This discovery could be a step forward into constructing what scientists call a quantum computer. Unlike classical computers that use bits to store and process information, the future generation of computers is supposed to use quantum mechanical phenomena, such as superposition and entanglement to process data.
The information is stored in qubits (quantum bits) and the best place to store nebulous stuff called quantum information might be in a small, cold cloud of gas.
The discovery which involves a device called a quantum memory element was made by two separate teams, by placing a cloud of chilled rubidium atoms inside an optical cavity, thus trapping the light between two mirrors.

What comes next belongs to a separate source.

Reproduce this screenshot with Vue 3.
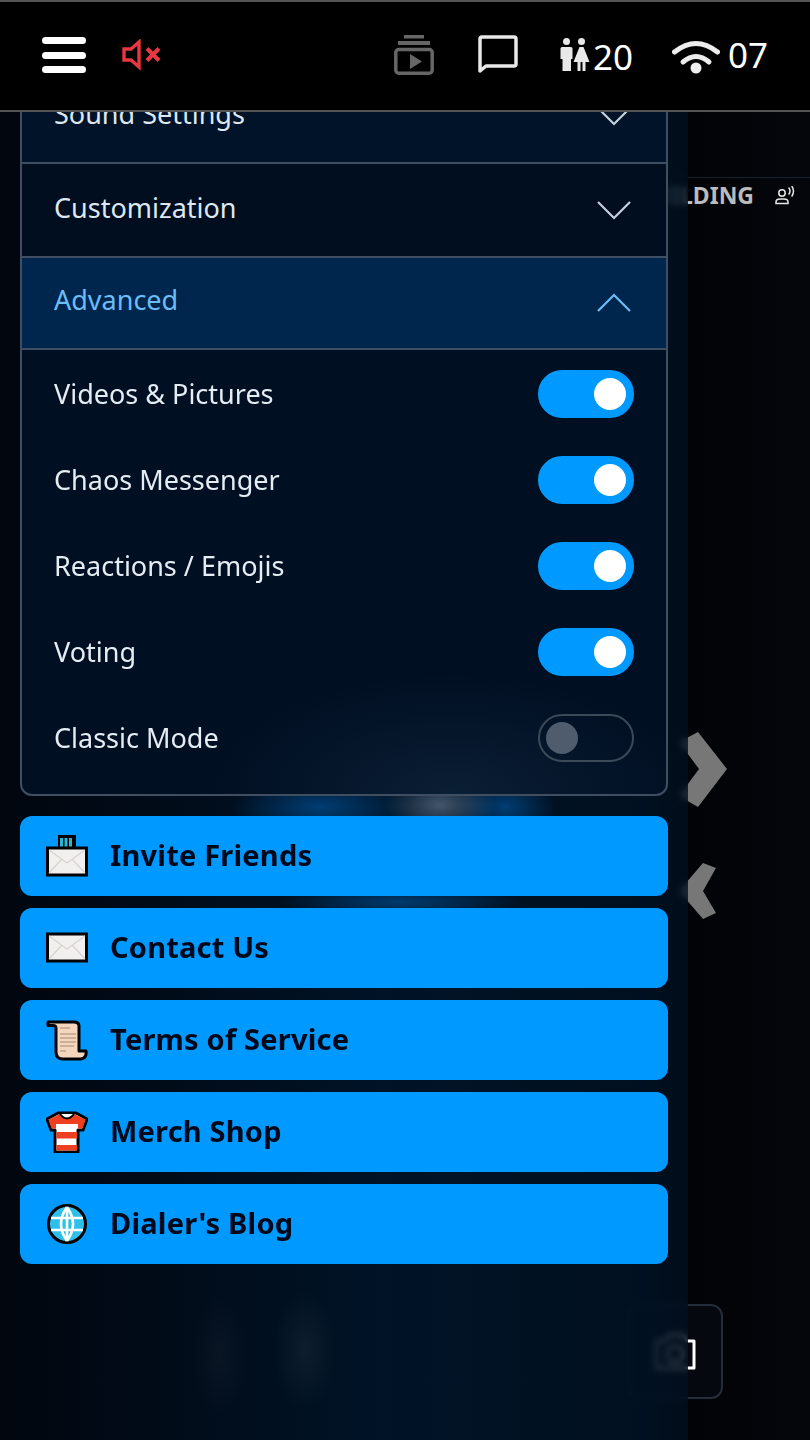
<template>
  <div class="app">
    <header class="topbar">
      <div class="burger"><span></span><span></span><span></span></div>
      <svg class="mute" width="40" height="32" viewBox="0 0 40 32" fill="none" stroke="#e8373f">
        <path d="M2 10H9L17 3V28L9 21H2Z" stroke-width="3.4" />
        <path d="M25 9.500L37 21.500M37 9.500L25 21.500" stroke-width="4" />
      </svg>
      <svg class="stack" width="40" height="40" viewBox="0 0 40 40" fill="#666">
        <rect x="10" width="20" height="3.500" />
        <rect x="4" y="6" width="32" height="4" />
        <rect x="1.800" y="14.500" width="36.400" height="23.700" rx="3" fill="none" stroke="#666" stroke-width="3.500" />
        <path d="M16 19V34L28 26.500Z" />
      </svg>
      <svg class="chat" width="40" height="40" viewBox="0 0 40 40" fill="none">
        <path d="M2 36V4Q2 2 4 2H36Q38 2 38 4V29Q38 31 36 31H8Z" stroke="#e8e8e8" stroke-width="3.500" stroke-linejoin="round" />
      </svg>
      <svg class="people" width="30" height="34" viewBox="0 0 30 34" fill="#e8e8e8">
        <circle cx="6.500" cy="3.500" r="3.500" />
        <circle cx="21.500" cy="3.500" r="3.500" />
        <path d="M2 9H11Q12.500 9 12.500 10.500V21H11V33H2.500V21H0.500V10.500Q0.500 9 2 9Z" />
        <path d="M19.500 9H23.500L29.500 24H25.500V33H22.500V24H20.500V33H17.500V24H13.500Z" />
      </svg>
      <span class="count">20</span>
      <svg class="wifi" width="48" height="34" viewBox="0 0 48 34" fill="none" stroke="#eee" stroke-width="5" stroke-linecap="round">
        <path d="M2.500 12Q24 -5 45.500 12" />
        <path d="M11 22Q24 11 37 22" />
        <circle cx="24" cy="28" r="5.500" fill="#eee" stroke="none" />
      </svg>
      <span class="count count-right">07</span>
    </header>

    <main class="stage">
      <div class="title-bar">
        <span class="title">BUILDING</span>
        <svg width="21" height="20" viewBox="0 0 21 20" fill="none" stroke="#e8e8e8" stroke-width="1.500">
          <circle cx="7" cy="7" r="3.200" />
          <path d="M1 17.500V16Q1 13 5 13H9Q13 13 13 16V17.500Z" />
          <path d="M14 2Q16 5 14 8M17 0.500Q20 5 17 10" stroke-linecap="round" />
        </svg>
      </div>

      <svg class="arrow arrow-next" width="62" height="80" viewBox="0 0 62 80" fill="#777">
        <path d="M33 0L62 37L33 75L14 64L34 37L14 10Z" />
      </svg>
      <svg class="arrow arrow-prev" width="50" height="60" viewBox="0 0 50 60" fill="#777">
        <path d="M32 0L45 5L32 28L45 50L32 56L8 28Z" />
      </svg>

      <button class="camera">
        <svg width="44" height="38" viewBox="0 0 44 38" fill="none" stroke="#fff" stroke-width="3">
          <path d="M3 8H12L16 2H30L34 8H41V35H3Z" stroke-linejoin="round" />
          <circle cx="22" cy="21" r="8" />
        </svg>
      </button>
    </main>

    <aside class="drawer">
      <section class="settings">
        <div v-for="item in closedSections" :key="item" class="section-head">
          <span>{{ item }}</span>
          <svg width="36" height="20" viewBox="0 0 36 20" fill="none" stroke="#c4d0de" stroke-width="2.200">
            <path d="M2 2L18 18L34 2" />
          </svg>
        </div>
        <div class="section-head section-open">
          <span>Advanced</span>
          <svg width="36" height="20" viewBox="0 0 36 20" fill="none" stroke="#6cbcf5" stroke-width="2.200">
            <path d="M2 18L18 2L34 18" />
          </svg>
        </div>
        <div class="options">
          <div v-for="opt in options" :key="opt.label" class="option">
            <span>{{ opt.label }}</span>
            <div class="toggle" :class="{ on: opt.on }"><i></i></div>
          </div>
        </div>
      </section>

      <nav class="links">
        <a class="link">
          <svg class="link-icon" width="42" height="42" viewBox="0 0 42 42">
            <rect x="12" y="0" width="18" height="15" fill="#000" />
            <path d="M15.500 3V14M20 3V14M24.500 3V14" stroke="#27b6d6" stroke-width="3" />
            <rect x="1.500" y="13" width="39" height="27" fill="#f1f0ee" stroke="#000" stroke-width="3" />
            <path d="M3 15L21 28L39 15M3 38L16 24M39 38L26 24" fill="none" stroke="#d8d4ce" stroke-width="1.300" />
          </svg>
          <span>Invite Friends</span>
        </a>
        <a class="link">
          <svg class="link-icon" width="42" height="42" viewBox="0 0 42 42">
            <rect x="1.500" y="7" width="39" height="27" fill="#f1f0ee" stroke="#000" stroke-width="3" />
            <path d="M3 9L21 22L39 9M3 32L16 18M39 32L26 18" fill="none" stroke="#d8d4ce" stroke-width="1.300" />
          </svg>
          <span>Contact Us</span>
        </a>
        <a class="link">
          <svg class="link-icon" width="42" height="42" viewBox="0 0 42 42">
            <path d="M2 3H28Q33 3 33 7V32H40Q41 39 35 40H17Q10 40 10 33V9Q10 6.500 7 6.500H2Z" fill="#f4d6bd" stroke="#000" stroke-width="3" stroke-linejoin="round" />
            <path d="M14 9H24M14 15H30M14 19H30M14 23H30M14 27H28M14 32H20" stroke="#c0a48e" stroke-width="1.500" />
          </svg>
          <span>Terms of Service</span>
        </a>
        <a class="link">
          <svg class="link-icon" width="42" height="42" viewBox="0 0 42 42">
            <path d="M12 2H30L41 8L37 19H32V41H9V19H5L1 8Z" fill="#fff" stroke="#000" stroke-width="3" stroke-linejoin="round" />
            <path d="M13 3.500H29L39.500 8.500L36.500 17.500H32V13H10V17.500H5.500L2.500 8.500Z M10.500 21H31V27.500H10.500Z" fill="#ee4020" />
            <path d="M10.500 34H31V39.500H10.500Z" fill="#ee4020" />
            <path d="M14 3Q21 12 28 3" fill="#fff" stroke="#000" stroke-width="2" />
          </svg>
          <span>Merch Shop</span>
        </a>
        <a class="link">
          <svg class="link-icon" width="42" height="42" viewBox="0 0 42 42" fill="none">
            <circle cx="21" cy="21" r="18.500" fill="#2cc0ea" stroke="#000" stroke-width="3" />
            <path d="M21 4V38M5 15H37M5 27H37M21 4Q9 21 21 38M21 4Q33 21 21 38" stroke="#fff" stroke-width="2.600" />
          </svg>
          <span>Dialer's Blog</span>
        </a>
      </nav>
    </aside>
  </div>
</template>

<script setup>
const closedSections = ['Sound Settings', 'Customization']

const options = [
  { label: 'Videos & Pictures', on: true },
  { label: 'Chaos Messenger', on: true },
  { label: 'Reactions / Emojis', on: true },
  { label: 'Voting', on: true },
  { label: 'Classic Mode', on: false }
]
</script>

<style>
body {
  background: #000;
}
</style>

<style scoped>
.app {
  position: relative;
  width: 810px;
  height: 1440px;
  overflow: hidden;
  display: flex;
  flex-direction: column;
  background: #000;
  font-family: "Noto Sans", sans-serif;
}

.topbar {
  position: relative;
  z-index: 3;
  flex: none;
  height: 112px;
  box-sizing: border-box;
  display: flex;
  align-items: center;
  padding: 0 0 2px 42px;
  background: #000;
  border-top: 2px solid #555;
  border-bottom: 2px solid #555;
}

.burger {
  width: 44px;
  display: flex;
  flex-direction: column;
  gap: 7.5px;
}

.burger span {
  height: 7px;
  border-radius: 4px;
  background: #fff;
}

.mute {
  margin-left: 36px;
}

.stack {
  margin-left: 232px;
}

.chat {
  margin-left: 44px;
}

.people {
  margin-left: 42px;
}

.count {
  margin-left: 3px;
  color: #fff;
  font-size: 35px;
  line-height: 1;
  margin-top: 3px;
}

.wifi {
  margin-left: 39px;
  margin-top: 3px;
}

.count-right {
  margin-left: 8px;
  margin-top: -2px;
}

.stage {
  position: relative;
  flex: 1;
  background: linear-gradient(90deg, #000 70%, #04060c 100%);
}

.title-bar {
  margin-top: 65px;
  height: 36px;
  display: flex;
  align-items: center;
  justify-content: flex-end;
  gap: 21px;
  padding-right: 14px;
  border-top: 1px solid #1c222b;
}

.title {
  color: #bbb;
  font-size: 23px;
  font-weight: 700;
  line-height: 32px;
  margin-top: -3px;
}

.arrow {
  position: absolute;
}

.arrow-next {
  left: 665px;
  top: 620px;
}

.arrow-prev {
  left: 671px;
  top: 751px;
}

.camera {
  position: absolute;
  left: 627px;
  top: 1192px;
  width: 96px;
  height: 95px;
  box-sizing: border-box;
  display: flex;
  align-items: center;
  justify-content: center;
  padding: 0;
  background: #05080f;
  border: 2px solid #252d38;
  border-radius: 12px;
}

.drawer {
  position: absolute;
  z-index: 2;
  left: 0;
  top: 110px;
  bottom: 0;
  width: 688px;
  box-sizing: border-box;
  overflow: hidden;
  padding: 0 20px;
  background:
    radial-gradient(55px 30px at 440px 695px, rgba(120, 140, 165, 0.55), transparent),
    radial-gradient(90px 30px at 320px 697px, rgba(0, 80, 150, 0.7), transparent),
    radial-gradient(50px 30px at 505px 697px, rgba(0, 80, 150, 0.7), transparent),
    radial-gradient(120px 16px at 400px 792px, rgba(0, 80, 150, 0.65), transparent),
    radial-gradient(32px 60px at 305px 1240px, rgba(70, 80, 90, 0.2), transparent),
    radial-gradient(28px 60px at 220px 1245px, rgba(70, 80, 90, 0.12), transparent),
    linear-gradient(90deg, rgba(1, 6, 15, 0.96), rgba(0, 20, 40, 0.96) 55%, rgba(1, 18, 36, 0.9) 93%, rgba(1, 16, 32, 0.78));
  backdrop-filter: blur(3px);
}

.settings {
  margin-top: -42px;
  border: 2px solid #3f4e60;
  border-radius: 0 0 12px 12px;
  background: radial-gradient(240px 120px at 430px 100%, #0a1e34, transparent), #010f22;
}

.section-head {
  height: 92px;
  display: flex;
  align-items: center;
  justify-content: space-between;
  padding: 0 34px 0 32px;
  border-bottom: 2px solid #3f4e60;
  color: #dfe7f0;
  font-size: 27px;
  background: #011328;
}

.section-head span {
  margin-top: -6px;
}

.section-head:nth-child(2) {
  background: #010e20;
}

.section-open {
  height: 90px;
  color: #6cbcf5;
  background: #01264e;
}

.section-open span {
  margin-top: -8px;
}

.options {
  padding: 20px 32px 32px;
  display: flex;
  flex-direction: column;
  gap: 38px;
}

.option {
  display: flex;
  align-items: center;
  justify-content: space-between;
  color: #e6ecf3;
  font-size: 27px;
}

.option span {
  margin-top: -2px;
}

.toggle {
  position: relative;
  width: 96px;
  height: 48px;
  box-sizing: border-box;
  border: 2px solid #3b4959;
  border-radius: 24px;
}

.toggle i {
  position: absolute;
  left: 6px;
  top: 6px;
  width: 32px;
  height: 32px;
  border-radius: 50%;
  background: #4e5c6d;
}

.toggle.on {
  background: #0099ff;
  border-color: #0099ff;
}

.toggle.on i {
  left: 54px;
  background: #fff;
}

.links {
  margin-top: 20px;
  display: flex;
  flex-direction: column;
  gap: 12px;
}

.link {
  height: 80px;
  display: flex;
  align-items: center;
  gap: 22px;
  padding-left: 26px;
  border-radius: 12px;
  background: #0099ff;
  color: #00091a;
  font-size: 29px;
  font-weight: 700;
  letter-spacing: 0.2px;
}

.link span {
  margin-top: -4px;
}

.link-icon {
  flex: none;
}
</style>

The principle of trapping light between mirrors is not exactly new, being used to create what we now call a laser (light amplification by stimulated emission of radiation) device, but slightly different. Lasers work by producing a stream of photons inside a tube that has two opposing mirrors, one of them only 99 percent reflective, the laser aperture.
By bouncing the two mirrors, light traveling through the tube excites a gas which will emit ever more photons. When the photons have gathered enough energy they escape through the 99 percent reflective mirror, producing a laser beam.
Quantum computers abandon the classical ordinary bits of information and deal with qubits, a blend of bits that are now used to create uncrackable codes and are supposed to be the solution for ultra fast quantum computers.
Qubits use photons to change energy levels of an atom, to write the information in the same mixture of high and low energy states, but reading such a memory could prove extremely difficult and information easily lost, as the atom could drift away or spontaneously emit the photon containing the data in random directions.
The Bose-Einstein state could solve this paradox, by using not one atom but a bunch of them, acting collectively like a super-atom, which can be easily cooled to very low temperature, to trigger a state of no thermal motion to solve the problem of atoms drifting away.
The cavity was difficult to construct and has been developed from two optical fibers just 0.04 millimeters across, on which mirrors were painted at each end.